##### Stored data
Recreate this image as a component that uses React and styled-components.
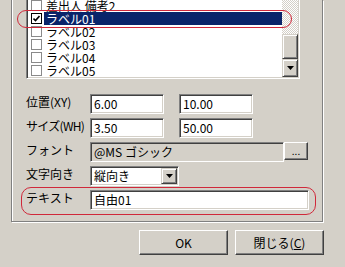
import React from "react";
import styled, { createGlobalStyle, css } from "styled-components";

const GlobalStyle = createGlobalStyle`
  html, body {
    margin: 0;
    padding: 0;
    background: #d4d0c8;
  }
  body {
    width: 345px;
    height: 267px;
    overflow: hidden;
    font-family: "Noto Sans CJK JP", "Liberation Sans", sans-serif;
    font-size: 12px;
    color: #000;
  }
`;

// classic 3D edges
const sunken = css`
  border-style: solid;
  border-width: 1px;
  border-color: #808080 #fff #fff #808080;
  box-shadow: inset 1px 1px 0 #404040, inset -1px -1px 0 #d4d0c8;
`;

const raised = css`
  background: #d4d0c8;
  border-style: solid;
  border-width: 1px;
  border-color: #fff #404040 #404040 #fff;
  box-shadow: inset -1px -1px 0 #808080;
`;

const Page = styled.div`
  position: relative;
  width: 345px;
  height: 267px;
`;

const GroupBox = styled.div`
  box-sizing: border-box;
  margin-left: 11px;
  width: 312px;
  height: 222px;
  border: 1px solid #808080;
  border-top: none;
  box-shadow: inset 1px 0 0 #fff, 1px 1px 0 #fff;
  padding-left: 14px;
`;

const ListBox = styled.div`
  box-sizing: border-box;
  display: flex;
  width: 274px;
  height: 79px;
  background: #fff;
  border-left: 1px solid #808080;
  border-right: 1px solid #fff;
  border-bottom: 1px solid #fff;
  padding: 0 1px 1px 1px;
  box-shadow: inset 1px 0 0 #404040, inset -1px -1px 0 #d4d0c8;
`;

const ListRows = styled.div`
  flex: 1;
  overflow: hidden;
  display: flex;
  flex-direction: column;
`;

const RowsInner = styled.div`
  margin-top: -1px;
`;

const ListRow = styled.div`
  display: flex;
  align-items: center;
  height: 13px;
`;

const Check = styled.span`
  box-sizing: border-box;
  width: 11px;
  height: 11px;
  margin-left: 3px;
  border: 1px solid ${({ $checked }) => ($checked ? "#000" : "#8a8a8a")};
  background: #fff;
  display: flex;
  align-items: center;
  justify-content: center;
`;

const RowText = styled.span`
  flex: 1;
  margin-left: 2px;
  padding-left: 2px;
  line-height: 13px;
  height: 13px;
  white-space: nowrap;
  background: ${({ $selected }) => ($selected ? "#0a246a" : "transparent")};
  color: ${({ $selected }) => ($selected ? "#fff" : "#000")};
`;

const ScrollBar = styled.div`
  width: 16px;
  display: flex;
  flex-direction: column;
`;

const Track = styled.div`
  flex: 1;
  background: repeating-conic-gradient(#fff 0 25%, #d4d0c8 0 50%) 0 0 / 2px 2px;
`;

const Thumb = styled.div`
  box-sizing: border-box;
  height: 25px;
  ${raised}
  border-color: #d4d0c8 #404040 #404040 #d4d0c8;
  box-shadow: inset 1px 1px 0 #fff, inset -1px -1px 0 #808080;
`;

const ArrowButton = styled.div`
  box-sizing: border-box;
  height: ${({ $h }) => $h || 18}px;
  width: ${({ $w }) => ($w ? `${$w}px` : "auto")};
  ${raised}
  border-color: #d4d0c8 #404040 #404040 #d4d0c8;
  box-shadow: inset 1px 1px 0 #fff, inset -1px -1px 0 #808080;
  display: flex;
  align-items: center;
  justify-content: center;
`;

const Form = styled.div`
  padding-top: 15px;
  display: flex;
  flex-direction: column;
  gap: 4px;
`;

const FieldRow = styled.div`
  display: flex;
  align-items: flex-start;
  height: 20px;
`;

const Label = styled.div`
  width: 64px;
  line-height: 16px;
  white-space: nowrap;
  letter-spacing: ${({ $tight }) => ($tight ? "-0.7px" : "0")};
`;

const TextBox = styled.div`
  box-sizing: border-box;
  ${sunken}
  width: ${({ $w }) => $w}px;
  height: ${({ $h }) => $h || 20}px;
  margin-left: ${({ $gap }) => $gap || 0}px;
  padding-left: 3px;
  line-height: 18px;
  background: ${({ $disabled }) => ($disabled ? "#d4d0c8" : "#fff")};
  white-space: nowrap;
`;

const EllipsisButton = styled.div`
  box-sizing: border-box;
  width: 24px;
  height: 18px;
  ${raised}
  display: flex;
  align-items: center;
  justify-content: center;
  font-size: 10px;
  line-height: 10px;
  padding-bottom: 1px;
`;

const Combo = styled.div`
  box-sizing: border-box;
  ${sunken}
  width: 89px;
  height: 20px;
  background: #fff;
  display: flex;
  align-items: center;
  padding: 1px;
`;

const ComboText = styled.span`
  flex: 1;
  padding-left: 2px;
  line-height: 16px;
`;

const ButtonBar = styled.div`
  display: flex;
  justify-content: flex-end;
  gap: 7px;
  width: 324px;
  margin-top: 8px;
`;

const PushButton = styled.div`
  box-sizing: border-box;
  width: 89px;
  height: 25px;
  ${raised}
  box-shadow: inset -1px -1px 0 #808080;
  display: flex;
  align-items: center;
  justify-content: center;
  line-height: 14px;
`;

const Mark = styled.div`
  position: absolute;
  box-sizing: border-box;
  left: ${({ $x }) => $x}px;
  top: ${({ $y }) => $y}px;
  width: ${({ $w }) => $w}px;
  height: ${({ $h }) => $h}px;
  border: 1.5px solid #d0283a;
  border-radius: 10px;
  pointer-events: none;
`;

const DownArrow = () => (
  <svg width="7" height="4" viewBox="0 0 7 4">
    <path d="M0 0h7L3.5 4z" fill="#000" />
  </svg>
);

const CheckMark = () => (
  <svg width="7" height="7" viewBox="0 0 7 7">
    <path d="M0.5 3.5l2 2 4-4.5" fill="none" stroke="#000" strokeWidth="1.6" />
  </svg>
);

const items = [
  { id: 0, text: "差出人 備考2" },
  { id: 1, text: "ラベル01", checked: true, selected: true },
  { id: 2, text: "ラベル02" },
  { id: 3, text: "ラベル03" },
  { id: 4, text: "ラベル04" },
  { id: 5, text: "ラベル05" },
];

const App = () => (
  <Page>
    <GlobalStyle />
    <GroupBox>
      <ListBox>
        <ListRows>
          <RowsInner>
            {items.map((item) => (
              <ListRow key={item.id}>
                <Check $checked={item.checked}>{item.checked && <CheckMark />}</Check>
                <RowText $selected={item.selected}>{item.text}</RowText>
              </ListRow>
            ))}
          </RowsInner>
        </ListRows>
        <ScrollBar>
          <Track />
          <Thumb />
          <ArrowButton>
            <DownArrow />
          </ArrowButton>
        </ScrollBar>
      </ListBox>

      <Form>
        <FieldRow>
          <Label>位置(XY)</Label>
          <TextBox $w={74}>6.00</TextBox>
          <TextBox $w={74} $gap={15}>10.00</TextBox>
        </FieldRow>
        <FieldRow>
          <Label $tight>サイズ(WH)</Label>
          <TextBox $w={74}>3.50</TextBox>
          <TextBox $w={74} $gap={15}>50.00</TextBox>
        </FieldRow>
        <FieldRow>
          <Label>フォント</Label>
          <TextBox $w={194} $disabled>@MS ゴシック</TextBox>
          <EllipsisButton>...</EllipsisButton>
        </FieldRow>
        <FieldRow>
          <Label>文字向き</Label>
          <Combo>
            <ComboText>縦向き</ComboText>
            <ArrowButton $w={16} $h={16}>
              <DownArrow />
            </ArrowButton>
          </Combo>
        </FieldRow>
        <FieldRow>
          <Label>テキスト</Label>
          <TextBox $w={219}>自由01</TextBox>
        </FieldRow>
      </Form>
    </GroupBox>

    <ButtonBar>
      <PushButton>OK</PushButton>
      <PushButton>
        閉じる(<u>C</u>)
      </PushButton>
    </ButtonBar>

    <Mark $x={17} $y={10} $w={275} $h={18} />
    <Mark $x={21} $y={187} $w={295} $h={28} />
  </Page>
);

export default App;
##########
**Challenge**
From the data above, work out how many lines contain the string "components" and reply with only the number.

**Answer for this exercise**
2